Van Fripp v. State, 412 So. 2d 915 (Fla. Dist. Ct. App. 1982).
Van Fripp v. State, 412 So. 2d 915 (Fla. Dist. Ct. App. 1982). Book View Copy Cite
Ronnie VAN FRIPP
v.
STATE of Florida
No. 81-660.
District Court of Appeal of Florida.
Apr 14, 1982.
412 So. 2d 915
Philip G. Butler, Jr., West Palm Beach, for appellant., Jim Smith, Atty. Gen., Tallahassee, and Robert L. Bogen, Asst. Atty. Gen., West Palm Beach, for appellee.
Downey, Hurley, Letts.
Cited by 2 opinions  |  Published
PER CURIAM.

We affirm the order revoking defendant’s probation together with the trial court’s decision not to disqualify itself after the defendant had suggested that the trial judge was a material witness. The two affidavits which accompanied defendant’s motion for disqualification failed to demonstrate conclusively that the trial judge possessed relevant information “going to some fact affecting the merits of the cause and about which no other witness might testify.” Wingate v.

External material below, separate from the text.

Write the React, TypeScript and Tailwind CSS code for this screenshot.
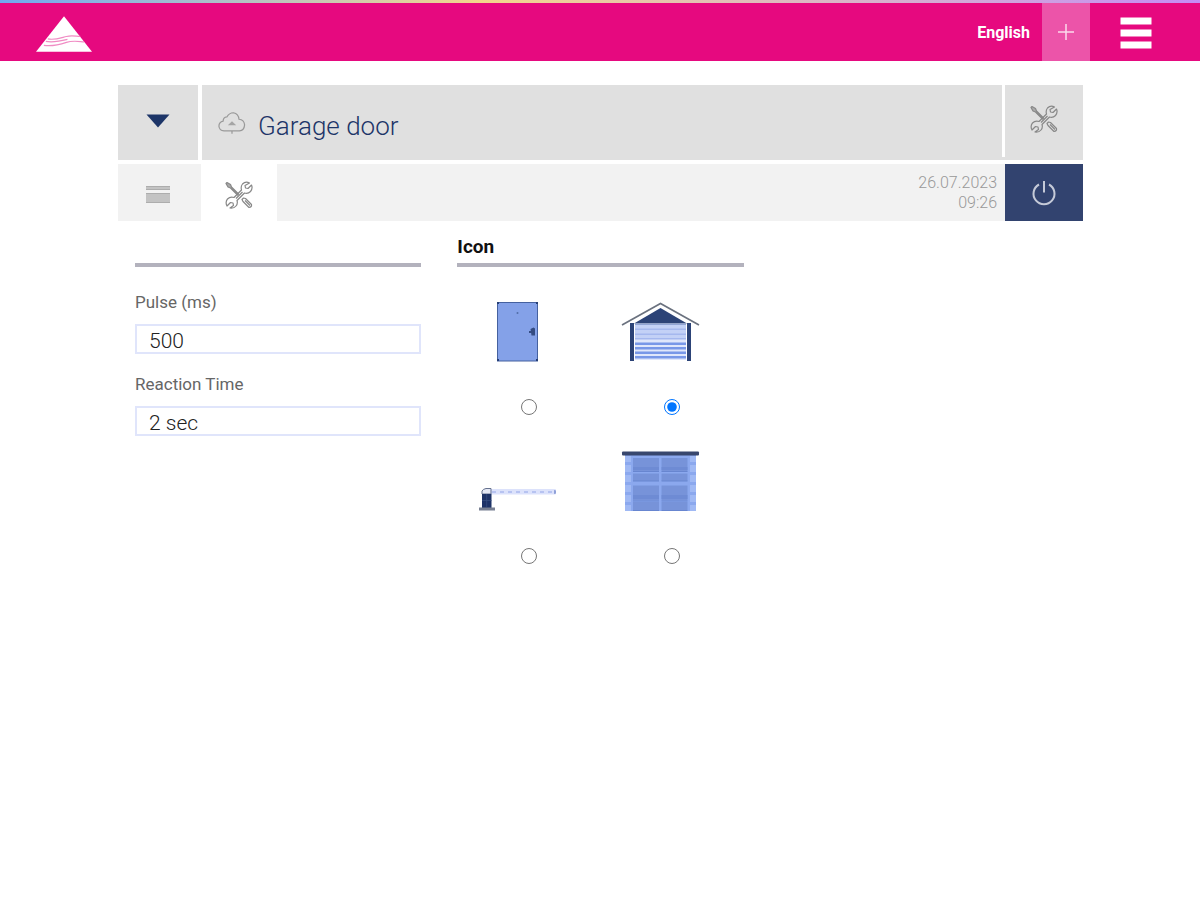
import { useState } from "react";
import type { ReactElement } from "react";

function Logo() {
  return (
    <svg viewBox="0 0 57 36" className="h-9 w-14" aria-hidden="true">
      <path d="M28.500 0L57 36H0z" fill="#fff" />
      <path
        d="M12 23C19 24.500 25 22 31 20.500S41 20.500 45 20.500M8 29.500C17 31 25 28.500 31 26.500S42 25.500 49 26M10 25.500C18 27 26 25 32 23.500"
        fill="none"
        stroke="#f08cc4"
        strokeWidth="1.200"
      />
    </svg>
  );
}

function Tools() {
  return (
    <svg
      viewBox="0 0 28 28"
      className="size-7"
      fill="none"
      stroke="#888"
      strokeWidth="1.200"
      strokeLinejoin="round"
      aria-hidden="true"
    >
      <path d="M2 1.500L5.500 3.500L6.500 6L13.500 13L12.500 14L5.500 7L3 6L1 2.500z" fill="#aaa" />
      <path d="M17 18.500L18.500 17L20.500 17.500L26.500 23.500Q27 26 24 26.500L18 20.500zM20 19.500L25 24.500" />
      <path d="M24.500 2Q20.500 0 17.500 3Q15.500 5.500 16.500 9L9 16.500Q5 15.500 2.500 18Q0 21 2 25L5.500 21.500L8 22L8.500 24.500L5 27Q9 27.500 11 25Q13 22.500 12 19.500L19.500 12Q23 13 25.500 10.500Q28 7.500 26.500 4L23 7.500L20.500 7L20 4.500z" />
      <path d="M11 17.500L17.500 11" />
    </svg>
  );
}

function CloudUpload() {
  return (
    <svg viewBox="0 0 30 24" className="h-6 w-7" fill="none" stroke="#999" strokeWidth="1.300" aria-hidden="true">
      <path d="M12 20.500H6.500Q1.500 20 1 15.500Q1 11 5.500 10Q5.500 6 9.500 5.500Q12 1 16.500 1Q22 2 22.500 8Q28 8.500 28.500 14Q28 20 23 20.500H12M15 23.500V20.500" />
      <path d="M10.500 14.500L15 10L19.500 14.500z" fill="#a5a5a5" stroke="none" />
    </svg>
  );
}

function Door() {
  return (
    <svg viewBox="0 0 80 60" className="h-15 w-20" aria-hidden="true">
      <rect x="20.500" y="0.500" width="40" height="58.500" fill="#84a1e8" stroke="#45619f" />
      <path d="M20 0h2v2h-2zM59 0h2v2h-2zM20 57h2v2h-2zM59 57h2v2h-2z" fill="#263f76" />
      <circle cx="40.500" cy="11" r="1" fill="#526da8" />
      <path d="M53.500 27l3-1.500 1.500 1v7h-3.500zM52 29h5v2h-5z" fill="#344c82" />
    </svg>
  );
}

function Garage() {
  const slats = [28, 33, 37.5, 42, 46.5, 51, 55.5];
  return (
    <svg viewBox="0 0 80 60" className="h-15 w-20" aria-hidden="true">
      <path d="M2 23L40.500 1.500L79 23" fill="none" stroke="#6b727f" strokeWidth="1.700" />
      <path d="M40.500 6L67 21.500H14z" fill="#2c4377" />
      <path d="M10 21h4v38h-4zM67 21h4v38h-4z" fill="#2c4377" />
      <rect x="15" y="23" width="51" height="35" fill="#dfe7fb" />
      <rect x="15" y="23" width="51" height="14" fill="#c3d1f6" />
      {slats.map((y, i) => (
        <rect key={y} x="15" y={y - 1.5} width="51" height={i < 3 ? 1.5 : 2.5} fill={i < 3 ? "#a5b8ee" : "#7898e8"} />
      ))}
      <path d="M15 21.500h51v1.500H15z" fill="#91a5d5" />
    </svg>
  );
}

function Barrier() {
  return (
    <svg viewBox="0 0 80 60" className="h-15 w-20" aria-hidden="true">
      <rect x="12" y="38" width="67" height="5.500" rx="1" fill="#dce2fb" />
      <path d="M15 41h63" stroke="#b7c3f1" strokeWidth="2" strokeDasharray="4 4" />
      <path d="M77 39l2 .5v3l-2 .5z" fill="#8fa0d8" />
      <path d="M5 43V40Q6 38 9 37.500h5V43z" fill="#e4e8f5" stroke="#65718e" />
      <rect x="5" y="43" width="9.500" height="14" fill="#1d3267" />
      <path d="M9.700 43v13M5 49.500h9.500" stroke="#395083" strokeWidth="0.700" />
      <rect x="2" y="56.500" width="16" height="3" fill="#777f91" />
    </svg>
  );
}

function SectionalDoor() {
  return (
    <svg viewBox="0 0 80 60" className="h-15 w-20" aria-hidden="true">
      <rect x="5" y="4" width="71" height="56" fill="#8ba8ee" />
      <path d="M5 5h6v6H5zM5 14h6v7H5zM5 24h6v7H5zM5 34h6v7H5zM5 44h6v7H5zM5 54h6v6H5zM70 5h6v6h-6zM70 14h6v7h-6zM70 24h6v7h-6zM70 34h6v7h-6zM70 44h6v7h-6zM70 54h6v6h-6z" fill="#a0b9f4" />
      <path d="M13 7h26v13.500H13zM41.500 7h26v13.500h-26zM13 22.500h26V30H13zM41.500 22.500h26V30h-26zM13 34.500h26v15H13zM41.500 34.500h26v15h-26zM13 51h26v8H13zM41.500 51h26v8h-26z" fill="#7793d9" />
      <path d="M13 20.500h26M41.500 20.500h26M13 30h26M41.500 30h26M13 50h26M41.500 50h26M13 59.500h26M41.500 59.500h26" stroke="#6886d0" />
      <path d="M13 16h26v3H13zM41.500 16h26v3h-26zM13 44h26v4H13zM41.500 44h26v4h-26z" fill="#6e8bd4" />
      <rect x="2" y="0.500" width="77" height="4" rx="1" fill="#38476e" />
    </svg>
  );
}

const icons: { id: string; name: string; Picture: () => ReactElement }[] = [
  { id: "door", name: "Door", Picture: Door },
  { id: "garage", name: "Garage", Picture: Garage },
  { id: "barrier", name: "Barrier", Picture: Barrier },
  { id: "sectional", name: "Sectional door", Picture: SectionalDoor },
];

function TextField({ id, label, value }: { id: string; label: string; value: string }) {
  return (
    <div className="flex flex-col gap-3">
      <label htmlFor={id} className="text-[17px] leading-5 text-[#666]">
        {label}
      </label>
      <input
        id={id}
        type="text"
        defaultValue={value}
        className="h-[30px] w-full border-2 border-[#e0e5fb] bg-white px-3 pt-1 text-[21px] leading-6 font-light text-[#222]"
      />
    </div>
  );
}

export default function App() {
  const [selected, setSelected] = useState("garage");

  return (
    <div className="min-h-screen bg-white font-['Roboto','Liberation_Sans',sans-serif]">
      <div className="h-[3px] bg-linear-to-r from-[#6fa8f0] via-[#f3d68a] via-40% to-[#c58cf5]" />
      <header className="flex h-[58px] items-center bg-[#e6097f] pr-12 pl-9">
        <a href="#home" aria-label="Home" className="pt-1">
          <Logo />
        </a>
        <a href="#language" className="mr-3 ml-auto pt-0.5 text-[16px] leading-5 font-bold text-white">
          English
        </a>
        <button type="button" aria-label="Add" className="flex h-full w-12 items-center justify-center bg-[#ec54a9]">
          <svg viewBox="0 0 16 16" className="size-4" stroke="#fbd9ec" strokeWidth="1.500" aria-hidden="true">
            <path d="M8 0v16M0 8h16" />
          </svg>
        </button>
        <button type="button" aria-label="Menu" className="ml-[30px] pt-0.5">
          <svg viewBox="0 0 32 32" className="size-8" fill="#fff" aria-hidden="true">
            <path d="M0.500 0.500h31v7h-31zM0.500 12.500h31v7h-31zM0.500 24.500h31v7h-31z" />
          </svg>
        </button>
      </header>

      <main className="pt-6 pr-[117px] pl-[118px]">
        <div className="flex h-[75px] items-start bg-[#e0e0e0]">
          <button type="button" aria-label="Expand" className="flex h-full w-20 items-center justify-center pb-1">
            <svg viewBox="0 0 24 14" className="h-3.5 w-6" aria-hidden="true">
              <path d="M0.500 0.500h23L12 13.500z" fill="#1d3568" />
            </svg>
          </button>
          <div className="h-full w-1 bg-white" />
          <div className="flex h-full flex-1 items-center gap-3 px-4">
            <CloudUpload />
            <h1 className="pt-1.5 text-[26px] leading-8 font-light text-[#1d3568]">Garage door</h1>
          </div>
          <div className="h-[72px] w-[3px] bg-white" />
          <button type="button" aria-label="Settings" className="flex h-full w-[78px] items-center justify-center pb-2">
            <Tools />
          </button>
        </div>

        <div className="mt-1 flex h-[57px] bg-[#f2f2f2]">
          <button type="button" aria-label="List" className="flex w-[83px] items-center justify-center pt-1 pr-1">
            <svg viewBox="0 0 24 20" className="h-5 w-6" aria-hidden="true">
              <path d="M0 1h24v4H0zM0 8h24v10H0z" fill="#c3c3c3" />
              <path d="M0 1.500h24M0 4.500h24M0 8.500h24M0 17.500h24" stroke="#adadad" />
            </svg>
          </button>
          <button type="button" aria-label="Configuration" className="flex w-[76px] items-center justify-center bg-white pt-1">
            <Tools />
          </button>
          <div className="flex flex-1 items-center justify-end pr-2">
            <time dateTime="2023-07-26T09:26" className="text-right text-[16px] leading-5 font-light text-[#999]">
              26.07.2023
              <br />
              09:26
            </time>
          </div>
          <button type="button" aria-label="Power" className="flex w-[78px] items-center justify-center bg-[#32436f]">
            <svg viewBox="0 0 26 26" className="size-[26px]" fill="none" stroke="#c5cad8" strokeWidth="2" aria-hidden="true">
              <path d="M8 4.500A10.500 10.500 0 1 0 18 4.500M13 1V12.500" />
            </svg>
          </button>
        </div>

        <div className="grid grid-cols-3 gap-9 px-[17px] pt-4">
          <section className="flex flex-col gap-[25px]">
            <div className="h-[30px] border-b-4 border-[#b3b2bd]" />
            <div className="flex flex-col gap-5">
              <TextField id="pulse" label="Pulse (ms)" value="500" />
              <TextField id="reaction" label="Reaction Time" value="2 sec" />
            </div>
          </section>

          <section className="flex flex-col gap-[35px]">
            <h2 className="h-[30px] border-b-4 border-[#b3b2bd] text-[19px] leading-5 font-bold text-[#111]">Icon</h2>
            <div className="grid grid-cols-2 gap-y-9">
              {icons.map(({ id, name, Picture }) => (
                <label key={id} className="flex flex-col items-center gap-[37px]">
                  <span className="pr-6">
                    <Picture />
                  </span>
                  <input
                    type="radio"
                    name="icon"
                    aria-label={name}
                    checked={selected === id}
                    onChange={() => setSelected(id)}
                    className="size-4 accent-[#0075ff]"
                  />
                </label>
              ))}
            </div>
          </section>
        </div>
      </main>
    </div>
  );
}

Mach, 117 Fla. 104, 157 So. 421, 422 (1934). See also State ex rel. Slora [*916] v. Wessel, 403 So.2d 496 (Fla. 4th DCA 1981) (Hurley, J., concurring specially).

In addition, we find no abuse of discretion in the trial court’s denial of defendant’s motion to set aside his plea and conviction. Accordingly, both orders are AFFIRMED.

LETTS, C. J., and DOWNEY and HURLEY, JJ., concur.